> Requirements
Without including any pictures, write out the listing below exactly.

> Dataset content
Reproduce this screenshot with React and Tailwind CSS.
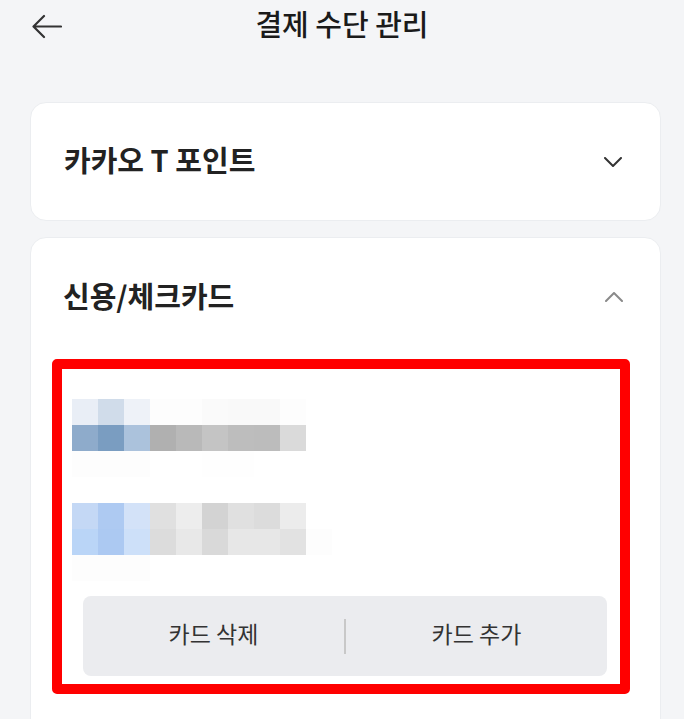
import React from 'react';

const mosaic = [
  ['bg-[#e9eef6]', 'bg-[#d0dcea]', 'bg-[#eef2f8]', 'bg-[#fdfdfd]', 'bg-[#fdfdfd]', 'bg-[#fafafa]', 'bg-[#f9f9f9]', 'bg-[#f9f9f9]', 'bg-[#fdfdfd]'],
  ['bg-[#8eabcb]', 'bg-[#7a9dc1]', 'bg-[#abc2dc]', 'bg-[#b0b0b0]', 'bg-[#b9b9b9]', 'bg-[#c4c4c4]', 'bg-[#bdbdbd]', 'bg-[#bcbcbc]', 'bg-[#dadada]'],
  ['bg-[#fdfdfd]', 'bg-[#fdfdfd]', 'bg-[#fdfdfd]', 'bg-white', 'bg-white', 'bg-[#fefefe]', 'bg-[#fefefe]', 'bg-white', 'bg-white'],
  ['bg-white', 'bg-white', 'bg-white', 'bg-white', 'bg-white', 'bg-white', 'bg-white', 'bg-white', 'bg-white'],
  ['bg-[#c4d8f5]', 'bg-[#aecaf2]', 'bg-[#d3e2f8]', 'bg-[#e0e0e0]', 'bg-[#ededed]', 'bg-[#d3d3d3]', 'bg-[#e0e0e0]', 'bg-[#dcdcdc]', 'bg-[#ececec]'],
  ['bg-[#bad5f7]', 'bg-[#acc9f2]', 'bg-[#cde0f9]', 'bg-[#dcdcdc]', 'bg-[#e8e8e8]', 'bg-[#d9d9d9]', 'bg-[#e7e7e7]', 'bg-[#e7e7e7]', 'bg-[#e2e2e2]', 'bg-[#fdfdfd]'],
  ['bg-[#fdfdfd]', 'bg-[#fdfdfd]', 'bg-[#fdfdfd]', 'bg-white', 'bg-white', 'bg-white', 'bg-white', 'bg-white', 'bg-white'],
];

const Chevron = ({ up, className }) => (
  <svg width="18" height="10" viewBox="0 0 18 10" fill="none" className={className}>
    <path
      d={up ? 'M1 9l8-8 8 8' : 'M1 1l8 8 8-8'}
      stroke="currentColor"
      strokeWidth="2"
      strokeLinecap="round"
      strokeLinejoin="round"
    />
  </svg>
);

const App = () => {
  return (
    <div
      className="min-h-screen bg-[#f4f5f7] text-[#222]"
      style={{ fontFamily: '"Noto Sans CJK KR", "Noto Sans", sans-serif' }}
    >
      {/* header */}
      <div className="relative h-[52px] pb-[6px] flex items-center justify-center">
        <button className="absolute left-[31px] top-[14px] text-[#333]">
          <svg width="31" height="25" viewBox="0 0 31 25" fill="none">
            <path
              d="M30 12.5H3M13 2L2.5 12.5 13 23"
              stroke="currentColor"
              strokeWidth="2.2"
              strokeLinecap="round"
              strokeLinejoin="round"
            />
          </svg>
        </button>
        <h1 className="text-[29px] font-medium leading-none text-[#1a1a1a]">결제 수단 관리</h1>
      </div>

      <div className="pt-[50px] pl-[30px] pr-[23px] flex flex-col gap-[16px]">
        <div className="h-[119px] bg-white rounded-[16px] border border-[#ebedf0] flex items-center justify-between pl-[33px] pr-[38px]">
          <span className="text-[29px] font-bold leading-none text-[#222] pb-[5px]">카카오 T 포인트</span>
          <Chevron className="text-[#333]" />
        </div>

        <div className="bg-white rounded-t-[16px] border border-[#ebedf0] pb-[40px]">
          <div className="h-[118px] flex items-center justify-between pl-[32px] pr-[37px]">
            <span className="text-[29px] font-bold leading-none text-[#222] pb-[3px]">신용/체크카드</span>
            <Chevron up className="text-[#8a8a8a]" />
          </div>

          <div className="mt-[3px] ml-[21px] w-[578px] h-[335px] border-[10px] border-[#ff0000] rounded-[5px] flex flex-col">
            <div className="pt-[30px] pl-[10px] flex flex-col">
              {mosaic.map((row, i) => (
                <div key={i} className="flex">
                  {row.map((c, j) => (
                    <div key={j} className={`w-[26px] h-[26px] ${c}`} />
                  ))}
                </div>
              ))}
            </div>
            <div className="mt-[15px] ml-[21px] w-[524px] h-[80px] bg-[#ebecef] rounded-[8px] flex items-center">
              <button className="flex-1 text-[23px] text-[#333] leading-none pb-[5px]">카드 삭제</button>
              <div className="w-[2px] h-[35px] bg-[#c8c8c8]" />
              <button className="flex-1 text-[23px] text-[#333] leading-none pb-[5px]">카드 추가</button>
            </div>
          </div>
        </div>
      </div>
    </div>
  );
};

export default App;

> Task output
Reproduce this screenshot with React and Tailwind CSS.
import React from 'react';

const mosaic = [
  ['bg-[#e9eef6]', 'bg-[#d0dcea]', 'bg-[#eef2f8]', 'bg-[#fdfdfd]', 'bg-[#fdfdfd]', 'bg-[#fafafa]', 'bg-[#f9f9f9]', 'bg-[#f9f9f9]', 'bg-[#fdfdfd]'],
  ['bg-[#8eabcb]', 'bg-[#7a9dc1]', 'bg-[#abc2dc]', 'bg-[#b0b0b0]', 'bg-[#b9b9b9]', 'bg-[#c4c4c4]', 'bg-[#bdbdbd]', 'bg-[#bcbcbc]', 'bg-[#dadada]'],
  ['bg-[#fdfdfd]', 'bg-[#fdfdfd]', 'bg-[#fdfdfd]', 'bg-white', 'bg-white', 'bg-[#fefefe]', 'bg-[#fefefe]', 'bg-white', 'bg-white'],
  ['bg-white', 'bg-white', 'bg-white', 'bg-white', 'bg-white', 'bg-white', 'bg-white', 'bg-white', 'bg-white'],
  ['bg-[#c4d8f5]', 'bg-[#aecaf2]', 'bg-[#d3e2f8]', 'bg-[#e0e0e0]', 'bg-[#ededed]', 'bg-[#d3d3d3]', 'bg-[#e0e0e0]', 'bg-[#dcdcdc]', 'bg-[#ececec]'],
  ['bg-[#bad5f7]', 'bg-[#acc9f2]', 'bg-[#cde0f9]', 'bg-[#dcdcdc]', 'bg-[#e8e8e8]', 'bg-[#d9d9d9]', 'bg-[#e7e7e7]', 'bg-[#e7e7e7]', 'bg-[#e2e2e2]', 'bg-[#fdfdfd]'],
  ['bg-[#fdfdfd]', 'bg-[#fdfdfd]', 'bg-[#fdfdfd]', 'bg-white', 'bg-white', 'bg-white', 'bg-white', 'bg-white', 'bg-white'],
];

const Chevron = ({ up, className }) => (
  <svg width="18" height="10" viewBox="0 0 18 10" fill="none" className={className}>
    <path
      d={up ? 'M1 9l8-8 8 8' : 'M1 1l8 8 8-8'}
      stroke="currentColor"
      strokeWidth="2"
      strokeLinecap="round"
      strokeLinejoin="round"
    />
  </svg>
);

const App = () => {
  return (
    <div
      className="min-h-screen bg-[#f4f5f7] text-[#222]"
      style={{ fontFamily: '"Noto Sans CJK KR", "Noto Sans", sans-serif' }}
    >
      {/* header */}
      <div className="relative h-[52px] pb-[6px] flex items-center justify-center">
        <button className="absolute left-[31px] top-[14px] text-[#333]">
          <svg width="31" height="25" viewBox="0 0 31 25" fill="none">
            <path
              d="M30 12.5H3M13 2L2.5 12.5 13 23"
              stroke="currentColor"
              strokeWidth="2.2"
              strokeLinecap="round"
              strokeLinejoin="round"
            />
          </svg>
        </button>
        <h1 className="text-[29px] font-medium leading-none text-[#1a1a1a]">결제 수단 관리</h1>
      </div>

      <div className="pt-[50px] pl-[30px] pr-[23px] flex flex-col gap-[16px]">
        <div className="h-[119px] bg-white rounded-[16px] border border-[#ebedf0] flex items-center justify-between pl-[33px] pr-[38px]">
          <span className="text-[29px] font-bold leading-none text-[#222] pb-[5px]">카카오 T 포인트</span>
          <Chevron className="text-[#333]" />
        </div>

        <div className="bg-white rounded-t-[16px] border border-[#ebedf0] pb-[40px]">
          <div className="h-[118px] flex items-center justify-between pl-[32px] pr-[37px]">
            <span className="text-[29px] font-bold leading-none text-[#222] pb-[3px]">신용/체크카드</span>
            <Chevron up className="text-[#8a8a8a]" />
          </div>

          <div className="mt-[3px] ml-[21px] w-[578px] h-[335px] border-[10px] border-[#ff0000] rounded-[5px] flex flex-col">
            <div className="pt-[30px] pl-[10px] flex flex-col">
              {mosaic.map((row, i) => (
                <div key={i} className="flex">
                  {row.map((c, j) => (
                    <div key={j} className={`w-[26px] h-[26px] ${c}`} />
                  ))}
                </div>
              ))}
            </div>
            <div className="mt-[15px] ml-[21px] w-[524px] h-[80px] bg-[#ebecef] rounded-[8px] flex items-center">
              <button className="flex-1 text-[23px] text-[#333] leading-none pb-[5px]">카드 삭제</button>
              <div className="w-[2px] h-[35px] bg-[#c8c8c8]" />
              <button className="flex-1 text-[23px] text-[#333] leading-none pb-[5px]">카드 추가</button>
            </div>
          </div>
        </div>
      </div>
    </div>
  );
};

export default App;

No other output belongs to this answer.